Y así, continuamos hacia nuestro destino. Cruzamos el puente sobre el Río Primero olvidándonos del incidente y charlamos sobre otro tema. El precio del dólar estaba en nuestras preocupaciones. Nos detuvimos en el semáforo en rojo para cruzar la calle Mariano Benítez, antes de llegar al Bulevar Castro Barros, y seguimos la marcha. Metros antes de llegar al bulevar, se repitió la escena, otro indigente apareció con igual aspecto y actitud, parado, estático, en medio de la calle. Sin pensarlo, le pregunté a mi hijo si era el mismo. La pregunta era tonta, estúpida, completamente irracional. No apareció ninguna señora y el hombre siguió en su actitud, que verifiqué en el retrovisor apenas avanzamos y lo dejé atrás.
Son varios los personajes de este relato y tengo varias preguntas sin responder. Mi hijo y yo somos los conocidos de esta historia. Sobre el primer y el segundo indigente, de ellos no sé sus nombres, son ilustres desconocidos, y de la samaritana tampoco conocemos su nombre. ¿Podría ser un ángel? No lo sé.

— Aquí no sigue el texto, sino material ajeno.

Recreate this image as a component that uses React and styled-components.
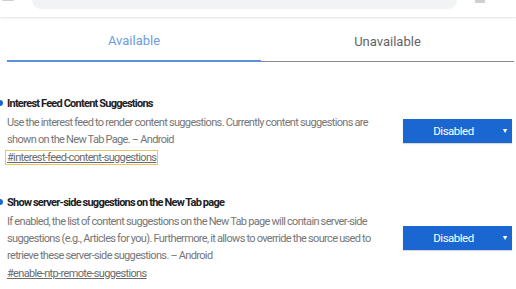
import React from 'react';
import styled, { createGlobalStyle } from 'styled-components';

const GlobalStyle = createGlobalStyle`
  html, body {
    margin: 0;
    padding: 0;
    background: #ffffff;
  }
  body {
    font-family: Roboto, "Liberation Sans", sans-serif;
    -webkit-font-smoothing: antialiased;
  }
`;

const Page = styled.div`
  width: 516px;
  height: 289px;
  overflow: hidden;
  background: #ffffff;
`;

const Header = styled.header`
  height: 17px;
  display: flex;
  align-items: flex-start;
  gap: 18px;
  padding: 0 31px 0 2px;
  box-shadow: 0 1px 2px rgba(0, 0, 0, 0.12);
  position: relative;
  z-index: 1;
`;

const HeaderIcon = styled.div`
  width: ${(p) => p.$width}px;
  height: ${(p) => p.$height}px;
  background: #cfcfcf;
  border-radius: 0 0 1px 1px;
`;

const SearchBox = styled.div`
  flex: 1;
  height: 9px;
  background: #f1f3f4;
  border-radius: 0 0 9px 9px;
`;

const Tabs = styled.nav`
  display: grid;
  grid-template-columns: 254px 1fr;
  margin: 0 2px 0 7px;
`;

const Tab = styled.div`
  height: 45px;
  display: flex;
  align-items: center;
  justify-content: center;
  padding-top: 4px;
  font-size: 13px;
  color: ${(p) => (p.$active ? '#6a9de0' : '#5f6368')};
  border-bottom: ${(p) => (p.$active ? '2px solid #5b90da' : '1px solid #8a8a8a')};
  box-sizing: border-box;
  align-self: end;
`;

const List = styled.section`
  display: flex;
  flex-direction: column;
  gap: 28px;
  padding: 33px 4px 0 7px;
`;

const Item = styled.div`
  display: flex;
  align-items: center;
  justify-content: space-between;
`;

const Body = styled.div`
  width: 378px;
  display: flex;
  flex-direction: column;
  font-size: 11px;
  letter-spacing: -0.65px;
  word-spacing: -0.3px;
`;

const Title = styled.div`
  position: relative;
  line-height: 17px;
  font-weight: bold;
  letter-spacing: -0.75px;
  color: #202124;

  &::before {
    content: '';
    position: absolute;
    left: -10px;
    top: 5px;
    width: 6px;
    height: 6px;
    border-radius: 50%;
    background: #1a67d2;
  }
`;

const Description = styled.p`
  margin: 2px 0 0;
  line-height: 17px;
  color: #767676;
`;

const LinkRow = styled.div`
  margin-top: 1px;
  height: 17px;
  display: flex;
  align-items: center;
`;

const Permalink = styled.a`
  line-height: 13px;
  color: #6b6b6b;
  text-decoration: underline;
  padding: 0 1px;
  margin-left: -1px;
  outline: ${(p) => (p.$focused ? '1px solid #e6c766' : 'none')};
`;

const Select = styled.div`
  width: 109px;
  height: 24px;
  box-sizing: border-box;
  background: #1a67d2;
  color: #ffffff;
  display: flex;
  align-items: center;
  justify-content: center;
  position: relative;
  font-size: 11.5px;
  letter-spacing: -0.5px;
  padding-right: 8px;
  box-shadow: 0 1px 1px rgba(0, 0, 0, 0.15);
`;

const Caret = styled.span`
  position: absolute;
  right: 4px;
  top: 8px;
  font-size: 7px;
`;

const flags = [
  {
    title: 'Interest Feed Content Suggestions',
    description:
      'Use the interest feed to render content suggestions. Currently content suggestions are shown on the New Tab Page. – Android',
    link: '#interest-feed-content-suggestions',
    focused: true,
  },
  {
    title: 'Show server-side suggestions on the New Tab page',
    description:
      'If enabled, the list of content suggestions on the New Tab page will contain server-side suggestions (e.g., Articles for you). Furthermore, it allows to override the source used to retrieve these server-side suggestions. – Android',
    link: '#enable-ntp-remote-suggestions',
  },
];

const App = () => (
  <Page>
    <GlobalStyle />
    <Header>
      <HeaderIcon $width={12} $height={1} />
      <SearchBox />
      <HeaderIcon $width={10} $height={3} />
    </Header>
    <Tabs>
      <Tab $active>Available</Tab>
      <Tab>Unavailable</Tab>
    </Tabs>
    <List>
      {flags.map((flag) => (
        <Item key={flag.link}>
          <Body>
            <Title>{flag.title}</Title>
            <Description>{flag.description}</Description>
            <LinkRow>
              <Permalink href={flag.link} $focused={flag.focused}>
                {flag.link}
              </Permalink>
            </LinkRow>
          </Body>
          <Select>
            Disabled
            <Caret>▼</Caret>
          </Select>
        </Item>
      ))}
    </List>
  </Page>
);

export default App;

¿Qué historias habrá detrás de ellos? Es difícil saberlo, pero no puedo pasar por alto el valor de la mujer ante el peligro de un semejante. Cruzó la avenida para salvar al primer indigente y le pudo haber costado la vida.
¡Chapeau… señora… ! Su gesto nos hace pensar que los valores humanos todavía no están perdidos.
Pero, siendo honesto, me queda flotando la pregunta: ¿el segundo indigente habrá sido el mismo? Evitando pensar en cosas imposibles, me dije: ¡Son cosas de Mandinga…, hermano!
De vuelta a casa, ya había dejado a mi hijo en su destino. Observé cómo, parado en un semáforo, en la avenida Monseñor Pablo Cabrera, unos metros más adelante, a la altura del Barrio Las Margaritas, alguien rompía el vidrio de un auto estacionado y robaba una campera y sacaba un bolso de su interior. Cuando cruzó la avenida en situación de escape, un taxi casi lo atropella, pero en una maniobra peligrosa frenó. Un Volkswagen que venía detrás del vehículo amarillo, también lo hizo, dejando parte de sus gomas en el pavimento, evitando el impacto con el taxi por centímetros. La puteada del conductor del Volkswagen contra el taxista fue considerable; les aseguro que la escuché con las ventanillas cerradas.
Por supuesto, el nombre del ladrón y del taxista, y el conductor del auto también son desconocidos.
Mi hijo y yo vivimos en la Docta, entiendo también que el resto de los nombrados son vecinos de la Ciudad o viven cerca, y entonces me pregunto:
¿Estará Mandinga dando vueltas y los ángeles peleando contra Él?
No lo sé, pero les aseguro que es la realidad que nos toca transitar en las calles de Córdoba.